Electrophysiology
Nerve cells transmit information by means of rapidly changing electrical signals. Those can be recorded with sub-millisecond precision using electrophysiological techniques such as whole-cell patch-clamp recordings. We perform electrophysiological recordings from single neurons in the fly visual system to measure their responses to visual stimuli. In addition, using Drosophila as a model system, we can combine such measurements with precise circuit manipulations using the powerful genetic toolbox available in this organism. We can for instance silence selected elements and assess the effect of this manipulation on the neural responses of downstream cells. To this end, synaptic silencers, toxins, potassium channels or light-gated chloride channels can be expressed (shibirets, tetanus toxin, Kir2.1, GtACR1). We can also activate specific neurons using light-gated cation channels (channelrhodopsin) and thus precisely probe synaptic connectivity. From the effects of such manipulations, the information flow in neural cicuits can be resolved in great detail.
Such approaches revealed for instance that lamina neurons L1 and L2 represent the major input channels to the motion detection circuit. Whereas L1 transmits information about brightness increments (ON pathway) only, L2 signals information about brightness decrements (OFF pathway) to downstream neurons (Joesch et al., 2010). Subsequently, these findings led to the discovery that visual motion is detected by two parallel motion detectors, one within each pathway (Eichner et al., 2011; Maisak et al., 2013, Joesch et al., 2013). The output elements of the ON and OFF pathways are constituted by the T4 and T5 cells, respectively (Maisak et al., 2013). T4 and T5 cells with the same tuning provide excitatory synaptic input to wide-field tangential cells, which thus obtain visual signals related to ego-motion (Joesch et al., 2008; Schnell et al., 2010; Schnell et al., 2012; Mauss et al., 2014). Shown by electrophysiology, genetic silencing and optogenetic stimulation, tangential cells also receive indirect inhibitory input from oppositely tuned T4/T5 neurons via LPi cells, giving rise to null direction inhibition and enhancing response selectivity (Mauss et al., 2015).
Tangential cells in the lobula plate do not work independently but possess multiple chemical and electrical connections with each other to form an intricate neural network (Borst & Weber, 2011). These interactions have been studied by performing dual electrophysiological recordings, dye-coupling and laser ablation experiments in blow flies. A major outcome of these studies is that the receptive fields of tangential cells are not only determined by input from retinotopic motion detectors, but are broadened and shaped by lateral interactions among themelves.
References
Borst, A. & Weber, F. Neural action fields for optic flow based navigation: a simulation study of the fly lobula plate network. PLoS ONE 6, e16303 (2011).
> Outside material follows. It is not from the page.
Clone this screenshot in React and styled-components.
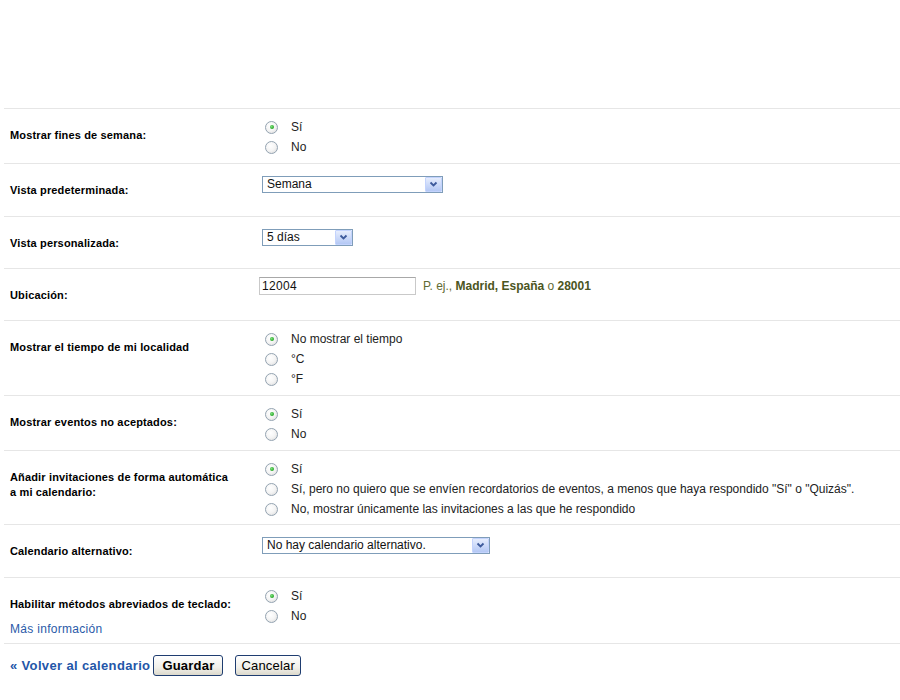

Eichner, H., Joesch, M., Schnell, B., Reiff, D. F. & Borst, A. Internal structure of the fly elementary motion detector. Neuron 70, 1155–1164 (2011).
Joesch, M., Weber, F., Eichner, H. & Borst, A. Functional specialization of parallel motion detection circuits in the fly. J. Neurosci. 33, 902–905 (2013).
Joesch, M., Schnell, B., Raghu, S. V., Reiff, D. F. & Borst, A. ON and OFF pathways in Drosophila motion vision. Nature 468 , 300–304 (2010).
Joesch, M., Plett, J., Borst, A. & Reiff, D. F. Response properties of motion-sensitive visual interneurons in the lobula plate of Drosophila melanogaster. Curr. Biol. 18, 368–374 (2008).
Maisak, M. S. et al. A directional tuning map of Drosophila elementary motion detectors. Nature 500, 212–216 (2013).
Mauss AS, Meier M, Serbe E, Borst A (2014) Optogenetic and pharmacologic dissection of feedforward inhibition in Drosophila motion vision. J Neurosci 34: 2254-2263.
Mauss AS, Pankova K, Arenz A, Nern A, Rubin GM, Borst A (2015) Neural circuit to integrate opposing motions in the visual field. Cell 162: 351-362.
Schnell, B., Raghu, S. V., Nern, A. & Borst, A. Columnar cells necessary for motion responses of wide-field visual interneurons in Drosophila. J. Comp. Physiol. A 198, 389–395 (2012).
Schnell, B. et al. Processing of horizontal optic flow in three visual interneurons of the Drosophila brain. J. Neurophysiol. 103, 1646–1657 (2010).